While it is possible to cut them back early, it is generally better to wait. The green leaves continue to feed the tubers right up until the frost hits. If you must cut them back early due to travel or garden renovations, try to wait until at least late October so the tubers have had enough time to mature.
Do I have to dig up my dahlias after cutting them back?
This depends entirely on your location. If you live in USDA Zones 8–10, you can usually leave them in the ground with a bit of mulch. In Zones 3–6, the tubers will likely freeze and rot if left in the garden, so they should be dug up and stored in a frost-free area for the winter.
What if my dahlias haven't been hit by frost by late November?

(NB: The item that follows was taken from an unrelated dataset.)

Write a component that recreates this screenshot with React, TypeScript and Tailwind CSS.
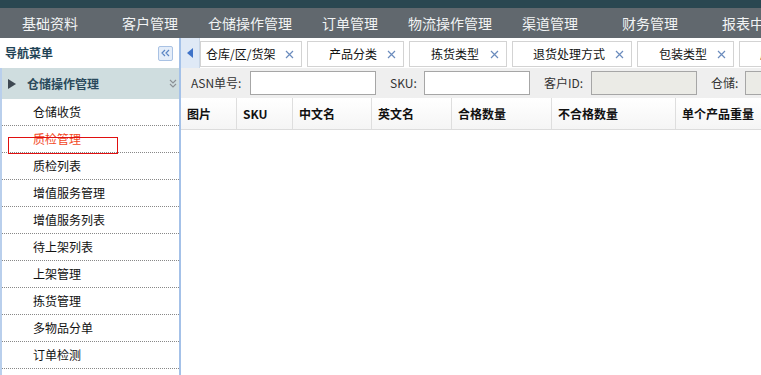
import React from 'react';

const NAV = ['基础资料', '客户管理', '仓储操作管理', '订单管理', '物流操作管理', '渠道管理', '财务管理', '报表中心'];

const MENU = ['仓储收货', '质检管理', '质检列表', '增值服务管理', '增值服务列表', '待上架列表', '上架管理', '拣货管理', '多物品分单', '订单检测'];

const TABS = [
  { label: '仓库/区/货架', w: 'w-[102px]', pl: 'pl-[5px]' },
  { label: '产品分类', w: 'w-[97px]', pl: 'pl-[21px]' },
  { label: '拣货类型', w: 'w-[98px]', pl: 'pl-[21px]' },
  { label: '退货处理方式', w: 'w-[120px]', pl: 'pl-[20px]' },
  { label: '包装类型', w: 'w-[97px]', pl: 'pl-[21px]' },
  { label: '库存类型', w: 'w-[97px]', pl: 'pl-[20px]' },
];

const COLUMNS = [
  { label: '图片', w: 'w-[56px]' },
  { label: 'SKU', w: 'w-[56px]' },
  { label: '中文名', w: 'w-[79px]' },
  { label: '英文名', w: 'w-[80px]' },
  { label: '合格数量', w: 'w-[100px]' },
  { label: '不合格数量', w: 'w-[124px]' },
  { label: '单个产品重量', w: 'w-[100px]' },
];

const CloseX = () => (
  <svg width="9" height="9" viewBox="0 0 9 9" className="shrink-0">
    <path d="M1 1L8 8M8 1L1 8" stroke="#6a8bbd" strokeWidth="1.2" />
  </svg>
);

const App: React.FC = () => {
  return (
    <div className="w-[761px] h-[375px] overflow-hidden bg-white text-[12px] text-[#111] font-['Noto_Sans_CJK_SC','Microsoft_YaHei',sans-serif]">
      {/* top strip */}
      <div className="h-[8px] bg-[#2a4751]" />

      {/* main nav */}
      <nav className="h-[30px] bg-[#61686e] flex whitespace-nowrap overflow-hidden">
        {NAV.map((n) => (
          <div key={n} className="w-[100px] shrink-0 text-center text-[14px] leading-[30px] text-[#f2f4f5]">
            {n}
          </div>
        ))}
      </nav>

      <div className="flex h-[337px]">
        {/* sidebar */}
        <aside className="w-[181px] shrink-0 border-r-2 border-[#a4c1e8] flex flex-col relative">
          <div className="h-[30px] flex items-center justify-between pl-[5px] pr-[6px]">
            <span className="font-bold text-[#1f4356]">导航菜单</span>
            <div className="w-[15px] h-[15px] rounded-[2px] border border-[#a9c2e4] bg-[#e4edf9] flex items-center justify-center">
              <svg width="9" height="8" viewBox="0 0 9 8">
                <path d="M4 1L1 4L4 7M8 1L5 4L8 7" stroke="#5a85c4" strokeWidth="1.2" fill="none" />
              </svg>
            </div>
          </div>
          <div className="flex-1 border-l-2 border-[#b9cfec] flex flex-col overflow-hidden">
            <div className="h-[31px] shrink-0 bg-[#cfdddf] flex items-center pl-[6px] pr-[2px]">
              <svg width="8" height="10" viewBox="0 0 8 10" className="shrink-0">
                <path d="M0 0L8 5L0 10Z" fill="#3e4852" />
              </svg>
              <span className="ml-[11px] font-bold text-[#2a4a5c] flex-1">仓储操作管理</span>
              <svg width="8" height="10" viewBox="0 0 8 10" className="shrink-0">
                <path d="M1 1L4 4L7 1M1 5L4 8L7 5" stroke="#8a8f94" strokeWidth="1.1" fill="none" />
              </svg>
            </div>
            {MENU.map((m, i) => (
              <div
                key={m}
                className={`h-[27px] shrink-0 border-b border-dotted border-[#888] flex items-center pl-[31px] ${
                  i === 1 ? 'text-[#f2491f]' : 'text-[#111]'
                }`}
              >
                {m}
              </div>
            ))}
          </div>
          {/* highlight box */}
          <div className="absolute left-[8px] top-[99px] w-[110px] h-[17px] border border-[#e01010] pointer-events-none" />
        </aside>

        {/* content */}
        <main className="flex-1 min-w-0 flex flex-col overflow-hidden">
          {/* tab bar */}
          <div className="h-[30px] shrink-0 flex whitespace-nowrap">
            <div className="w-[19px] shrink-0 bg-[#dfe9f6] border-r border-[#c9d6e6] flex items-center justify-center">
              <svg width="6" height="10" viewBox="0 0 6 10">
                <path d="M6 0L0 5L6 10Z" fill="#3f73c8" />
              </svg>
            </div>
            <div className="flex gap-[5px] pt-[3px] pb-[1px]">
              {TABS.map((t) => (
                <div
                  key={t.label}
                  className={`${t.w} ${t.pl} shrink-0 h-[26px] border border-[#d3d3d3] bg-white flex items-center justify-between pr-[7px] text-[#111]`}
                >
                  <span>{t.label}</span>
                  <CloseX />
                </div>
              ))}
            </div>
          </div>

          {/* search bar */}
          <div className="h-[30px] shrink-0 bg-[#efefef] flex items-center pl-[10px] whitespace-nowrap text-[#333]">
            <span className="w-[59px] shrink-0">ASN单号:</span>
            <div className="w-[126px] h-[24px] shrink-0 bg-white border border-[#a6a6a6]" />
            <span className="w-[48px] shrink-0 pl-[14px]">SKU:</span>
            <div className="w-[106px] h-[24px] shrink-0 bg-white border border-[#a6a6a6]" />
            <span className="w-[61px] shrink-0 pl-[14px]">客户ID:</span>
            <div className="w-[106px] h-[24px] shrink-0 bg-[#ebebe6] border border-[#a6a6a6]" />
            <span className="w-[48px] shrink-0 pl-[14px]">仓储:</span>
            <div className="w-[106px] h-[24px] shrink-0 bg-[#ebebe6] border border-[#a6a6a6]" />
          </div>

          {/* table header */}
          <div className="h-[32px] shrink-0 flex whitespace-nowrap bg-gradient-to-b from-white to-[#f5f5f5] border-b border-[#dcdcdc]">
            {COLUMNS.map((c) => (
              <div
                key={c.label}
                className={`${c.w} shrink-0 border-r border-[#dedede] flex items-center pl-[6px] font-bold text-[#111]`}
              >
                {c.label}
              </div>
            ))}
          </div>

          <div className="flex-1 bg-white" />
        </main>
      </div>
    </div>
  );
};

export default App;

If the weather remains mild, you can manually cut the plants back. By late November, the decreasing daylight has already signaled to the plant that it is time to go dormant. Cutting them back at this point won't harm the tubers and allows you to finish your autumn garden cleanup.
Should I cut the stems all the way to the ground?
We recommend leaving about 4 to 6 inches of stem above the soil line. This "stump" helps protect the crown of the plant, provides a handle for lifting the tubers, and serves as a marker so you know where your dahlias are located when spring arrives.